The activist bid comes with Elliott taking a four percent stake in Cognizant, No. 7 on the 2016 CRN Solution Provider 500, representing a market value of $1.4 billion.

"We believe that Cognizant can achieve a value of $80 – $90 plus per share by the end of 2017, representing upside of 50 percent to 69 percent in just over a year," wrote Cohn. "This level of value creation is unique in today’s market for any company, much less one with a more than $30 billion market capitalization."

Cognizant did not return a call for comment as of press time.

Shares of Cognizant were up $4.28, or eight percent, to $57.53 in the wake of the activist offensive.

Martin Wolf, president of martinwolf M&A Advisors of Walnut Creek, Calif., one of the top channel investment advisory deal-makers, said the Elliott Management letter comes from a "very responsible group that puts its money where its mouth is with a technology background and focus."

Wolf said the Elliott Management and private equity activity in the solution provider market shows there is "hidden value" in the channel.

"It is a market that is overlooked and, as a result, it is less efficient," he said of the channel. "The data that we report shows increased continued private equity interest in the channel. These are smart guys that don't follow trends and create their own thesis."

Wolf said he expects to see continued "shareholder activism" because it has been successful.

As for the board shakeup, Cohn pointed out in his letter that more than "half of Cognizant's director have been with the board" for at least nine years including four with more than 13 years.

"Given the sustained share price underperformance at Cognizant, we believe directors with new experience, skills and perspectives would be welcome," wrote Cohn. "Such new perspectives are especially important because Cognizant also has an incredibly long-tenured management team."

Cohn called for the formation of an operating committee of the board tasked with direct oversight for implementing the Elliott Management Value Enhancement Plan.

"The formation of such a committee would be the best way to bring the experiences and skills of the new directors directly to bear on the challenges Cognizant faces today," wrote Cohn.

The Elliott Management Value Enhancement plan also calls for a $2.5 billion share repurchase to be completed over the first half of fiscal year 2017 which begins Jan. 1. That plan would be funded with $1 billion of domestic cash and an incremental $1.5 billion of new debt.

Even with that stock buyback plan, Cognizant would have $3.5 billion of net cash existing fiscal year 2017 and a "net cash level of over 1.0 x EBITDA (earnings before interest, taxes, depreciation and amortization) in line with peers," wrote Cohn.

Cohn also called for Cognizant to immediately institute a long-term capital return program with a commitment to return 75 percent of U.S. free cash flow to shareholders" and a 1.5 percent dividend yield.

Elliott Management said its plan provides "ample firepower for continued acquisitions" by Cognizant.
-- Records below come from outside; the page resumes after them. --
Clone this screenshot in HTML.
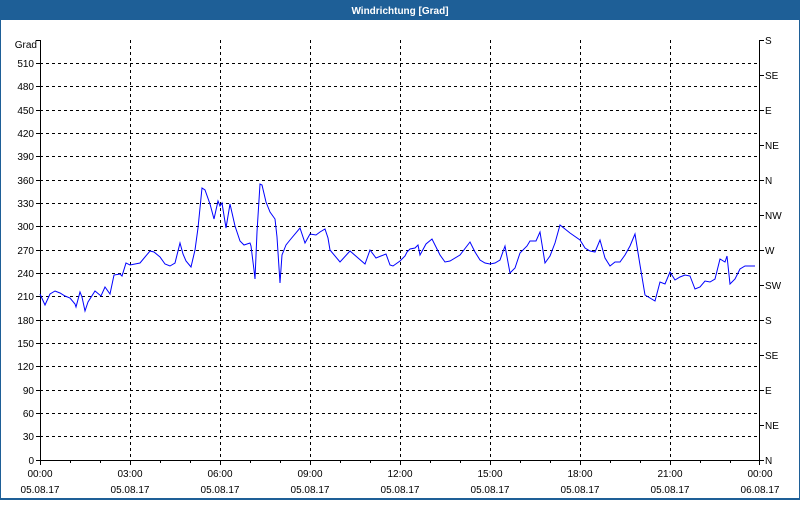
<!DOCTYPE html>
<html><head><meta charset="utf-8"><style>
body{margin:0;width:800px;height:500px;overflow:hidden;background:#fff;font-family:"Liberation Sans",sans-serif;}
</style></head><body>
<svg width="800" height="500" xmlns="http://www.w3.org/2000/svg" font-family="Liberation Sans, sans-serif" font-size="10">
<rect x="0" y="0" width="800" height="500" fill="#fff"/>
<rect x="0" y="0" width="800" height="20" fill="#1e5f97"/>
<rect x="0" y="20" width="1" height="480" fill="#1e5f97"/>
<rect x="799" y="20" width="1" height="480" fill="#1e5f97"/>
<rect x="0" y="498" width="800" height="2" fill="#1e5f97"/>
<text x="400" y="14" fill="#fff" font-weight="bold" font-size="10" text-anchor="middle">Windrichtung [Grad]</text>
<g stroke="#000" stroke-width="1" stroke-dasharray="3,3" shape-rendering="crispEdges">
<line x1="40" x2="760" y1="63.5" y2="63.5"/><line x1="40" x2="760" y1="86.5" y2="86.5"/><line x1="40" x2="760" y1="110.5" y2="110.5"/><line x1="40" x2="760" y1="133.5" y2="133.5"/><line x1="40" x2="760" y1="156.5" y2="156.5"/><line x1="40" x2="760" y1="180.5" y2="180.5"/><line x1="40" x2="760" y1="203.5" y2="203.5"/><line x1="40" x2="760" y1="226.5" y2="226.5"/><line x1="40" x2="760" y1="250.5" y2="250.5"/><line x1="40" x2="760" y1="273.5" y2="273.5"/><line x1="40" x2="760" y1="296.5" y2="296.5"/><line x1="40" x2="760" y1="320.5" y2="320.5"/><line x1="40" x2="760" y1="343.5" y2="343.5"/><line x1="40" x2="760" y1="366.5" y2="366.5"/><line x1="40" x2="760" y1="390.5" y2="390.5"/><line x1="40" x2="760" y1="413.5" y2="413.5"/><line x1="40" x2="760" y1="436.5" y2="436.5"/>
<line x1="130.5" x2="130.5" y1="40" y2="460"/><line x1="220.5" x2="220.5" y1="40" y2="460"/><line x1="310.5" x2="310.5" y1="40" y2="460"/><line x1="400.5" x2="400.5" y1="40" y2="460"/><line x1="490.5" x2="490.5" y1="40" y2="460"/><line x1="580.5" x2="580.5" y1="40" y2="460"/><line x1="670.5" x2="670.5" y1="40" y2="460"/>
</g>
<g stroke="#000" stroke-width="1" shape-rendering="crispEdges">
<line x1="40.5" x2="40.5" y1="40" y2="460"/><line x1="759.5" x2="759.5" y1="40" y2="460"/><line x1="40" x2="760" y1="460.5" y2="460.5"/>
<path d="M36 40.5h4M36 63.5h4M36 86.5h4M36 110.5h4M36 133.5h4M36 156.5h4M36 180.5h4M36 203.5h4M36 226.5h4M36 250.5h4M36 273.5h4M36 296.5h4M36 320.5h4M36 343.5h4M36 366.5h4M36 390.5h4M36 413.5h4M36 436.5h4M36 460.5h4"/>
<path d="M760 40.5h4M760 75.5h4M760 110.5h4M760 145.5h4M760 180.5h4M760 215.5h4M760 250.5h4M760 285.5h4M760 320.5h4M760 355.5h4M760 390.5h4M760 425.5h4M760 460.5h4"/>
<path d="M40.5 460v5M70.5 460v3M100.5 460v3M130.5 460v5M160.5 460v3M190.5 460v3M220.5 460v5M250.5 460v3M280.5 460v3M310.5 460v5M340.5 460v3M370.5 460v3M400.5 460v5M430.5 460v3M460.5 460v3M490.5 460v5M520.5 460v3M550.5 460v3M580.5 460v5M610.5 460v3M640.5 460v3M670.5 460v5M700.5 460v3M730.5 460v3M759.5 460v5"/>
</g>
<g text-anchor="end" fill="#000">
<text x="37" y="48">Grad</text><text x="34" y="67">510</text><text x="34" y="90">480</text><text x="34" y="114">450</text><text x="34" y="137">420</text><text x="34" y="160">390</text><text x="34" y="184">360</text><text x="34" y="207">330</text><text x="34" y="230">300</text><text x="34" y="254">270</text><text x="34" y="277">240</text><text x="34" y="300">210</text><text x="34" y="324">180</text><text x="34" y="347">150</text><text x="34" y="370">120</text><text x="34" y="394">90</text><text x="34" y="417">60</text><text x="34" y="440">30</text><text x="34" y="464">0</text>
</g>
<g fill="#000">
<text x="765" y="44">S</text><text x="765" y="79">SE</text><text x="765" y="114">E</text><text x="765" y="149">NE</text><text x="765" y="184">N</text><text x="765" y="219">NW</text><text x="765" y="254">W</text><text x="765" y="289">SW</text><text x="765" y="324">S</text><text x="765" y="359">SE</text><text x="765" y="394">E</text><text x="765" y="429">NE</text><text x="765" y="464">N</text>
</g>
<g text-anchor="middle" fill="#000">
<text x="40" y="477">00:00</text><text x="40" y="493">05.08.17</text>
<text x="130" y="477">03:00</text><text x="130" y="493">05.08.17</text>
<text x="220" y="477">06:00</text><text x="220" y="493">05.08.17</text>
<text x="310" y="477">09:00</text><text x="310" y="493">05.08.17</text>
<text x="400" y="477">12:00</text><text x="400" y="493">05.08.17</text>
<text x="490" y="477">15:00</text><text x="490" y="493">05.08.17</text>
<text x="580" y="477">18:00</text><text x="580" y="493">05.08.17</text>
<text x="670" y="477">21:00</text><text x="670" y="493">05.08.17</text>
<text x="760" y="477">00:00</text><text x="760" y="493">06.08.17</text>
</g>
<polyline fill="none" stroke="#0000ff" stroke-width="1" points="40,294 45,305 50,294 55,291 60,293 65,296 70,298 75,304 76,307 80,292 82,297 85,311 88,302 95,291 101,296 105,287 110,294 114,275 120,274 122,276 126,263 130,265 140,263 150,251 154,252 160,257 165,264 170,266 175,263 180,243 183,254 186,261 191,267 195,250 198,228 202,188 205,190 210,204 214,219 218,201 220,206 222,203 226,228 230,204 235,226 240,241 244,245 250,243 251,246 254,270 255,279 257,232 260,184 262,185 266,202 270,212 275,219 277,237 280,283 282,255 286,245 290,240 300,228 305,243 310,234 316,235 320,232 325,229 328,238 330,250 340,262 350,251 365,264 370,250 376,258 386,254 390,265 393,266 400,261 405,256 407,252 410,249 415,248 418,245 420,255 426,244 432,239 440,255 445,262 450,261 460,255 470,242 475,252 480,260 485,263 490,264 495,263 500,260 505,246 510,273 515,268 520,253 527,246 530,241 536,241 540,232 545,263 550,256 555,243 560,225 570,233 580,240 585,248 590,251 595,252 600,240 605,258 610,266 615,262 620,262 625,255 630,246 635,234 640,265 645,295 655,301 660,282 665,284 670,272 675,280 680,277 685,275 690,276 695,289 700,287 705,281 710,282 715,279 720,259 725,262 727,256 730,284 735,279 740,269 745,266 755,266"/>
</svg>
</body></html>
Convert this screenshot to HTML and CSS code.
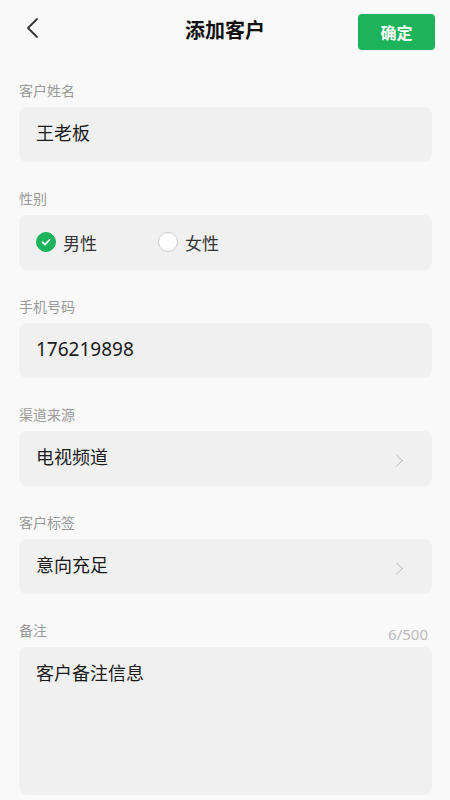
FILE: index.html
```html
<!DOCTYPE html>
<html lang="zh-CN">
<head>
  <meta charset="UTF-8" />
  <title>添加客户</title>
  <link rel="stylesheet" href="styles.css">
</head>
<body>

<div class="page">
  <!-- Header -->
  <div class="header">
    <span class="back">
      <svg width="14" height="22" viewBox="0 0 14 22"><path d="M12 2 L3 11 L12 20" fill="none" stroke="#333" stroke-width="1.8" stroke-linecap="round" stroke-linejoin="round"/></svg>
    </span>
    <h1>添加客户</h1>
    <button class="btn-ok">确定</button>
  </div>

  <div class="form">
    <div class="group">
      <div class="label">客户姓名</div>
      <div class="field">王老板</div>
    </div>

    <div class="group">
      <div class="label">性别</div>
      <div class="field radios">
        <span class="radio checked">
          <span class="dot">
            <svg width="12" height="12" viewBox="0 0 12 12"><path d="M2.5 6.2 L5 8.6 L9.6 3.8" fill="none" stroke="#fff" stroke-width="1.6" stroke-linecap="round" stroke-linejoin="round"/></svg>
          </span>男性
        </span>
        <span class="radio"><span class="dot"></span>女性</span>
      </div>
    </div>

    <div class="group">
      <div class="label">手机号码</div>
      <div class="field num">176219898</div>
    </div>

    <div class="group">
      <div class="label">渠道来源</div>
      <div class="field select">电视频道<span class="arrow"></span></div>
    </div>

    <div class="group">
      <div class="label">客户标签</div>
      <div class="field select">意向充足<span class="arrow"></span></div>
    </div>

    <div class="group">
      <div class="label-row">
        <span class="label">备注</span>
        <span class="count">6/500</span>
      </div>
      <div class="field note">客户备注信息</div>
    </div>
  </div>
</div>

</body>
</html>
```

FILE: styles.css
```css
body {
  margin: 0;
  background: #f9f9f9;
  font-family: "Noto Sans CJK SC", "Noto Sans", sans-serif;
  color: #1a1a1a;
}
.header {
  height: 64px;
  display: flex;
  align-items: center;
  justify-content: space-between;
  padding: 0 15px 0 25px;
  position: relative;
}
.back { display: flex; margin-top: -8px; }
.header h1 {
  position: absolute;
  left: 0;
  right: 0;
  top: 12px;
  margin: 0;
  text-align: center;
  font-size: 20px;
  font-weight: bold;
  line-height: 36px;
  color: #111;
  pointer-events: none;
}
.btn-ok {
  width: 77px;
  height: 36px;
  margin-top: -32px;
  position: relative;
  top: 16px;
  background: #1db35c;
  color: #fff;
  border: none;
  border-radius: 4px;
  font-family: inherit;
  font-size: 16px;
  font-weight: bold;
}
.form {
  padding: 16px 18px 0 19px;
}
.group {
  margin-bottom: 26px;
}
.label {
  font-size: 14px;
  line-height: 20px;
  color: #999;
  margin-bottom: 7px;
}
.label-row {
  display: flex;
  justify-content: space-between;
  align-items: flex-end;
}
.count {
  font-family: "Noto Sans", sans-serif;
  font-size: 15px;
  line-height: 20px;
  color: #bbb;
  margin: 0 4px 3px 0;
}
.field {
  height: 55px;
  box-sizing: border-box;
  background: #f0f0f0;
  border-radius: 8px;
  padding: 0 17px 5px;
  display: flex;
  align-items: center;
  font-size: 18px;
  color: #1a1a1a;
}
.num { font-family: "Noto Sans", sans-serif; font-size: 19px; padding-bottom: 4px; }
.select { justify-content: space-between; }
.arrow {
  width: 8px;
  height: 8px;
  border-top: 1.5px solid #c4c4c4;
  border-right: 1.5px solid #c4c4c4;
  transform: rotate(45deg);
  margin-right: 14px;
  margin-top: 8px;
}
.radios { padding-bottom: 1px; }
.radio {
  display: flex;
  align-items: center;
  width: 122px;
  font-size: 17px;
  color: #333;
}
.dot {
  width: 20px;
  height: 20px;
  box-sizing: border-box;
  border-radius: 50%;
  border: 1px solid #ccc;
  background: #fff;
  margin-right: 7px;
  display: flex;
  align-items: center;
  justify-content: center;
}
.checked .dot {
  background: #1db35c;
  border-color: #1db35c;
}
.note {
  height: 148px;
  align-items: flex-start;
  padding-top: 12px;
}
```
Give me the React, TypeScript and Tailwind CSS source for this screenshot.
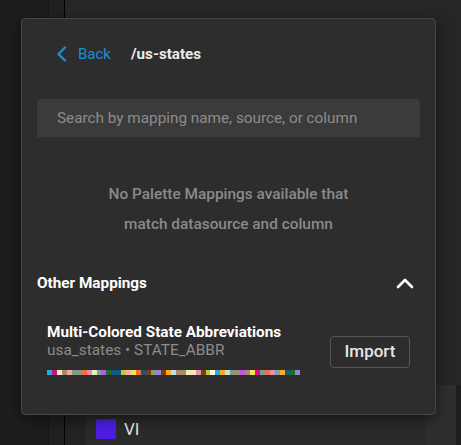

Specifically, Elliott is pressing for Cognizant to use 25 percent of annual U.S. free cash flow as well as $1 billion in foreign cash to make acquisitions.

Cohn said in the letter that the Elliott Management "base case" assumes that Cognizant exits fiscal year 2018 with $5.3 billion of net cash on hand.

The activist bid comes after Cognizant President Gordon Coburn resigned in September after two decades with the company and the company itself said it was investigating whether it violated the U.S. Foreign Corrupt Practices Act (FCPA).

Cognizant at that time said it had launched an internal probe into whether certain payments relating to facilities in India were made improperly and in possible violation of the FCPA or other laws, according to a filing with the U.S. Securities and Exchange Commission Friday. The probe is currently focused on a small number of company-owned facilities.

The investigation is being conducted under the oversight of Cognizant's Audit Committee, Cognizant said, and is receiving the assistance of outside counsel. Cognizant voluntarily notified the U.S. Department of Justice (DOJ) and SEC about the investigation, and the company said it is fully cooperating with both agencies.